* START Data *

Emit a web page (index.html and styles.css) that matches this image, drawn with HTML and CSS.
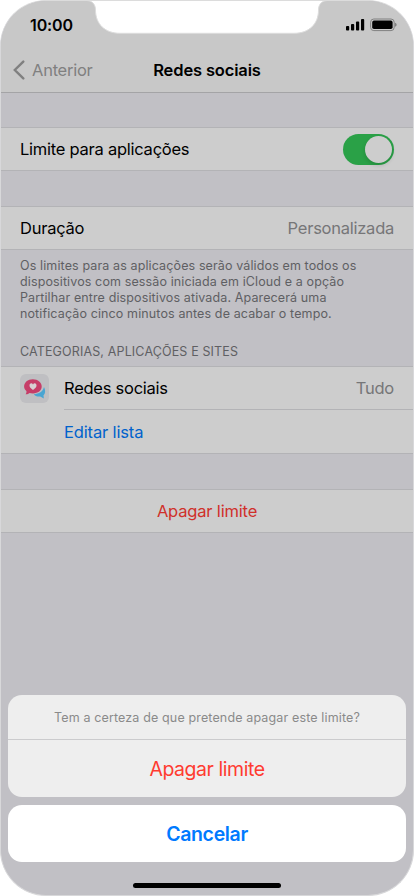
FILE: index.html
```html
<!DOCTYPE html>
<html lang="pt">
<head>
  <meta charset="utf-8">
  <title>Redes sociais</title>
  <link rel="stylesheet" href="styles.css">
</head>
<body>
  <div class="phone">
    <svg class="notch" viewBox="0 0 414 36" width="414" height="36">
      <path d="M86 -1 V0.5 C92 0.5 95.5 4 95.5 10 C95.5 24 105 33.3 120 33.3 H294 C309 33.3 318.5 24 318.5 10 C318.5 4 322 0.5 328 0.5 V-1 Z" fill="#fff" stroke="#dcdcdc"/>
    </svg>

    <div class="status-bar">
      <span class="time">10:00</span>
      <svg class="status-icons" viewBox="0 0 52 14" width="52" height="14">
        <rect x="1" y="8" width="3.2" height="4.4" rx="0.9"/>
        <rect x="6" y="6" width="3.2" height="6.4" rx="0.9"/>
        <rect x="11" y="3.6" width="3.2" height="8.8" rx="0.9"/>
        <rect x="16" y="1" width="3.2" height="11.4" rx="0.9"/>
        <rect x="25.6" y="1" width="23.6" height="11.6" rx="3.2" fill="none" stroke="#808080"/>
        <rect x="27.2" y="2.6" width="20.4" height="8.4" rx="1.8"/>
        <path d="M50.2 4.8 C52 5.6 52 8 50.2 8.8 Z" fill="#707070"/>
      </svg>
    </div>

    <div class="nav">
      <div class="back">
        <svg viewBox="0 0 12 20" width="12" height="20"><path d="M10.3 1.6 L1.8 10 L10.3 18.4" fill="none" stroke="#808080" stroke-width="2.4" stroke-linecap="round"/></svg>
        <span class="back-text">Anterior</span>
      </div>
      <h1 class="title">Redes sociais</h1>
    </div>

    <div class="content">
      <div class="group">
        <div class="row">
          <span class="label">Limite para aplicações</span>
          <span class="switch"><span class="knob"></span></span>
        </div>
      </div>

      <div class="group">
        <div class="row">
          <span class="label">Duração</span>
          <span class="value">Personalizada</span>
        </div>
      </div>
      <p class="note">
        Os limites para as aplicações serão válidos em todos os<br>
        dispositivos com sessão iniciada em iCloud e a opção<br>
        Partilhar entre dispositivos ativada. Aparecerá uma<br>
        notificação cinco minutos antes de acabar o tempo.
      </p>

      <h2 class="caption">CATEGORIAS, APLICAÇÕES E SITES</h2>
      <div class="group">
        <div class="row">
          <svg class="app-icon" viewBox="0 0 29 29" width="29" height="29">
            <rect width="29" height="29" rx="6" fill="#bfbfc2"/>
            <path d="M24 13 C26 17 25 20 23.5 21.2 L23.8 24.5 L20.2 22.5 C17 22.8 15 21.8 13.8 20.2 C19 20 23 17.5 24 13 Z" fill="#49a5d2"/>
            <path d="M12.8 5.3 C18 5.3 21.7 8.6 21.7 12.6 C21.7 16.8 18 19.4 13 19.4 C11.6 19.4 10.5 19.2 9.5 18.9 C8.5 20 7 20.5 5.6 20.3 C6.4 19.3 6.6 18.2 6.4 17 C4.9 15.9 4.1 14.4 4.1 12.5 C4.1 8.5 7.8 5.3 12.8 5.3 Z" fill="#c63d68"/>
            <path d="M13 16 C10.7 14.2 9.5 13 9.5 11.4 C9.5 9.2 12 8.6 13 10.4 C14 8.6 16.5 9.2 16.5 11.4 C16.5 13 15.3 14.2 13 16 Z" fill="#d8cfd3"/>
          </svg>
          <span class="label">Redes sociais</span>
          <span class="value">Tudo</span>
        </div>
        <div class="row edit-row">
          <span class="edit">Editar lista</span>
        </div>
      </div>

      <div class="group">
        <div class="row center">
          <span class="delete">Apagar limite</span>
        </div>
      </div>
    </div>

    <div class="sheet">
      <div class="sheet-box">
        <div class="sheet-message">Tem a certeza de que pretende apagar este limite?</div>
        <div class="sheet-delete">Apagar limite</div>
      </div>
      <div class="sheet-cancel">Cancelar</div>
    </div>
    <div class="home-bar"></div>
  </div>
</body>
</html>
```

FILE: styles.css
```css
* {
  box-sizing: border-box;
}

body {
  margin: 0;
  background: #fff;
  font-family: Inter, "Liberation Sans", sans-serif;
  color: #000;
}

.phone {
  position: relative;
  display: flex;
  flex-direction: column;
  width: 414px;
  height: 896px;
  overflow: hidden;
  border: 1px solid #d8d8da;
  border-top-color: #dcdcdc;
  border-radius: 46px;
  background: #c1c0c5;
}

.notch {
  position: absolute;
  top: -1px;
  left: -1px;
}

.status-bar {
  display: flex;
  justify-content: space-between;
  align-items: center;
  height: 47px;
  padding: 0 16px 0 29px;
  background: #c8c8c8;
}

.time {
  font-size: 16px;
  font-weight: 600;
  letter-spacing: -0.1px;
}

.nav {
  display: grid;
  grid-template-columns: 1fr auto 1fr;
  align-items: center;
  height: 45px;
  padding: 0 12px;
  background: #c8c8c8;
  border-bottom: 1px solid #a4a4a6;
}

.back {
  display: flex;
  align-items: center;
  gap: 7px;
  color: #808080;
  font-size: 16.5px;
  letter-spacing: -0.25px;
}

.title {
  margin: 0;
  font-size: 16.5px;
  font-weight: 600;
  letter-spacing: -0.15px;
}

.content {
  flex: 1;
  padding-top: 34px;
}

.group {
  margin-bottom: 35px;
  background: #cdcdcd;
  border-top: 1px solid #b3b3b6;
  border-bottom: 1px solid #b3b3b6;
}

.row {
  display: flex;
  align-items: center;
  height: 42px;
  padding: 0 19px;
  font-size: 16.5px;
  letter-spacing: -0.25px;
}

.value {
  margin-left: auto;
  color: #767678;
}

.switch {
  display: flex;
  justify-content: flex-end;
  width: 51px;
  height: 31px;
  margin-left: auto;
  padding: 2px;
  border-radius: 16px;
  background: #2aa147;
}

.knob {
  width: 27px;
  height: 27px;
  border-radius: 50%;
  background: #cdcdcd;
  box-shadow: 0 2px 4px rgba(0, 0, 0, 0.15);
}

.note {
  margin: -27px 19px 0;
  color: #5f5f63;
  font-size: 12.5px;
  line-height: 16px;
  letter-spacing: 0.12px;
  white-space: nowrap;
}

.caption {
  margin: 22px 19px 7px;
  color: #5f5f63;
  font-size: 12.5px;
  font-weight: 400;
  line-height: 15px;
  letter-spacing: 0.14px;
}

.app-icon {
  margin-right: 15px;
}

.edit-row {
  height: 44px;
  margin-left: 63px;
  padding: 0;
  border-top: 1px solid #b3b3b6;
}

.edit {
  color: #0062cc;
  letter-spacing: -0.15px;
}

.center {
  justify-content: center;
}

.delete {
  color: #d0302a;
  letter-spacing: -0.17px;
}

.sheet {
  position: absolute;
  right: 7px;
  bottom: 33px;
  left: 7px;
  display: flex;
  flex-direction: column;
  gap: 8px;
}

.sheet-box {
  height: 102px;
  border-radius: 14px;
  background: #eee;
}

.sheet-message,
.sheet-delete,
.sheet-cancel {
  display: flex;
  align-items: center;
  justify-content: center;
}

.sheet-message {
  height: 45px;
  padding-top: 1px;
  border-bottom: 1px solid #cbcbcd;
  color: #8a8a8a;
  font-size: 12.5px;
  letter-spacing: 0.14px;
}

.sheet-delete {
  height: 57px;
  color: #ff3b30;
  font-size: 19.5px;
  letter-spacing: -0.45px;
}

.sheet-cancel {
  height: 57px;
  border-radius: 14px;
  background: #fff;
  color: #007aff;
  font-size: 19.5px;
  font-weight: 600;
  letter-spacing: -0.35px;
}

.home-bar {
  position: absolute;
  bottom: 7px;
  left: 132px;
  width: 148px;
  height: 5px;
  border-radius: 3px;
  background: #000;
}
```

* END Data *

_Brief_.
Find all lines holding the string "styles" and copy them.

_Solution for this task_.
Emit a web page (index.html and styles.css) that matches this image, drawn with HTML and CSS.
  <link rel="stylesheet" href="styles.css">
FILE: styles.css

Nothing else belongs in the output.